保団連は10月29日、下記の声明を発表しました。
「消費税補てんの集計誤り」は限界の証
ゼロ税率による抜本的解決を
10月8日の中央社会保険医療協議会(中医協)総会で、厚生労働省は、医療機関が負担する控除対象外消費税(損税)に対する診療報酬補てん分の集計に誤りがあったことを報告し、陳謝しました。
消費税負担の補てん状況は診療報酬改定に際しての基礎資料となるものです。この集計に誤りがあったことはそれ自体重大であり、強く猛省を求めるものです。
厚生労働省は今回の集計ミスの原因について、計算過程での複数のミスが重なったためなどと説明しています。同種の集計ミスは2015年実施の補てん状況調査でも生じ(2018年公表)、今回で2度目となります。このことは、複雑な推計と集計を必要とする診療報酬での補填の限界を示すものと言わざるを得ません。
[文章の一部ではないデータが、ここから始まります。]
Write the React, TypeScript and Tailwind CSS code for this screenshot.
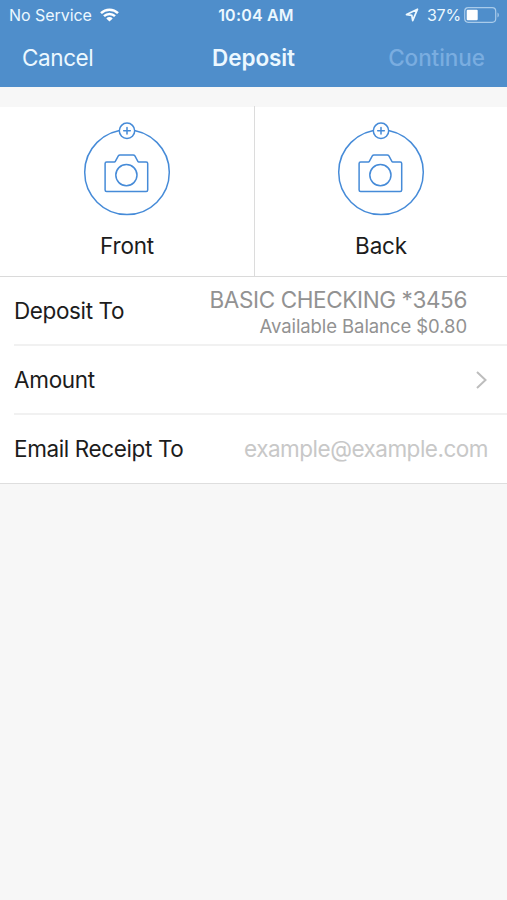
function Camera() {
  return (
    <svg width="90" height="96" viewBox="0 0 90 96" fill="none" stroke="#468bd8" strokeWidth="1.5" strokeLinejoin="round" strokeLinecap="round">
      <circle cx="45" cy="50.3" r="42.3" />
      <circle cx="45" cy="8.8" r="7.7" fill="#fff" />
      <path d="M45 5.5v6.6M41.7 8.8h6.6" />
      <path d="M24.600 40.100h7.700l.9-.5 3.100-5.700c.4-.7.900-1 1.700-1h13.200c.8 0 1.300.3 1.700 1l3.100 5.700.9.5h7.300c1 0 1.500.6 1.500 1.500v26.300c0 .9-.6 1.500-1.500 1.500H24.600c-.9 0-1.500-.6-1.500-1.500V41.600c0-.9.6-1.500 1.500-1.500z" />
      <circle cx="44.4" cy="53.1" r="10.6" />
    </svg>
  );
}

function Photo({ label }: { label: string }) {
  return (
    <button className="flex flex-col items-center pt-[16px]">
      <Camera />
      <span className="mt-[14px] text-[22.5px] leading-7 tracking-[-0.2px] text-[#1c1c1c]">{label}</span>
    </button>
  );
}

export default function App() {
  return (
    <div className="flex h-[900px] w-[507px] flex-col overflow-hidden whitespace-nowrap bg-[#f7f7f7] font-['Inter',sans-serif]">
      <header className="h-[87px] shrink-0 bg-[#4f8ecb] text-[#ecf8ff]">
        <div className="grid h-[30px] grid-cols-3 items-center pl-[9px] pr-[6px] text-base">
          <div className="flex items-center gap-[8px]">
            <span className="tracking-[-0.05px]">No Service</span>
            <svg width="19" height="14" viewBox="0 0 19 14" fill="none" stroke="#fff" strokeWidth="2.5">
              <path d="M1 5.1a12.2 12.2 0 0 1 17 0M4 8.2a7.9 7.9 0 0 1 11 0" />
              <path d="M9.5 13.5 6.3 10.4a4.5 4.5 0 0 1 6.4 0z" fill="#fff" stroke="none" />
            </svg>
          </div>
          <span className="pl-[2px] text-center font-semibold tracking-[0.2px]">10:04 AM</span>
          <div className="flex items-center justify-end">
            <svg className="mr-[8px]" width="14" height="14" viewBox="0 0 14 14" fill="none" stroke="#ecf8ff" strokeWidth="1.7" strokeLinejoin="round">
              <path d="M12.500 1.200 1.500 6.600l5.300.7.9 5.400z" />
            </svg>
            <span className="tracking-[-0.2px]">37%</span>
            <svg className="ml-[3px]" width="37" height="16" viewBox="0 0 37 16" fill="none">
              <rect x=".7" y=".7" width="31" height="14.6" rx="3.5" stroke="#a9cbea" strokeWidth="1.2" />
              <rect x="2.7" y="2.7" width="11" height="10.6" rx="1" fill="#fff" />
              <path d="M33.5 5.500c1.800.7 1.800 4.300 0 5z" fill="#a9cbea" />
            </svg>
          </div>
        </div>
        <div className="grid h-[56px] grid-cols-3 items-center px-[22px] text-[22.5px]">
          <span className="tracking-[-0.4px]">Cancel</span>
          <span className="text-center font-semibold tracking-[-0.1px]">Deposit</span>
          <span className="text-right font-medium tracking-[-0.05px] text-[#7aade0]">Continue</span>
        </div>
      </header>
      <section className="mt-[20px] grid h-[170px] shrink-0 grid-cols-[255px_1fr] divide-x divide-[#dcdcdc] border-b border-[#dadada] bg-white">
        <div className="-mt-px grid"><Photo label="Front" /></div>
        <div className="-mt-px grid"><Photo label="Back" /></div>
      </section>
      <section className="h-[207px] shrink-0 border-b border-[#dedede] bg-white pl-[14px] text-[22.5px] tracking-[-0.38px] text-[#1c1c1c]">
        <div className="flex h-[69px] items-center justify-between border-b-2 border-[#f1f1f1] pr-[40px]">
          <span className="pt-px">Deposit To</span>
          <div className="flex flex-col items-end pt-[4px] text-[#929292]">
            <span className="leading-[26px]">BASIC CHECKING *3456</span>
            <span className="text-[18.5px] leading-[26px] tracking-[-0.08px]">Available Balance $0.80</span>
          </div>
        </div>
        <div className="flex h-[69px] items-center justify-between border-b-2 border-[#f1f1f1] pr-[20px]">
          <span className="tracking-[-0.3px]">Amount</span>
          <svg width="11" height="18" viewBox="0 0 11 18" fill="none" stroke="#bdbdbd" strokeWidth="2">
            <path d="m1 1 8.5 8L1 17" />
          </svg>
        </div>
        <div className="flex h-[68px] items-center justify-between pr-[19px]">
          <span>Email Receipt To</span>
          <span className="tracking-[-0.5px] text-[#c8c8c8]">example@example.com</span>
        </div>
      </section>
    </div>
  );
}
また、規模や診療科の異なる医療機関に対する診療報酬による補填では、ばらつきが避けられず、消費税負担分の精確な補填は極めて困難です。
診療報酬による補填に替え、ゼロ税率の適用による抜本的解決を図るべきです。
また今般の集計ミスに伴う補てん状況が修正され、特に2022年度分の補てん率(全体)は、100%を下回っていることが判明しました。 2024年度分の診療報酬改定では消費税分の上乗せ措置が見送られましたが、仮に集計ミスがなければ別の結論に至っていた可能性があります。
損税の累積や、物価高騰による課税仕入れ費用の増加に伴う消費税負担の増大は、医療機関の経営を圧迫し、人件費の削減や設備投資の抑制を余儀なくされており、このことは地域医療にも影響を及ぼす恐れがあります。
政府におかれては、かかる緊急事態に際し、次回診療報酬改定を待つことなく、早急に診療報酬を引き上げ、医療機関の経営実態に見合った財政措置を講じるべきです。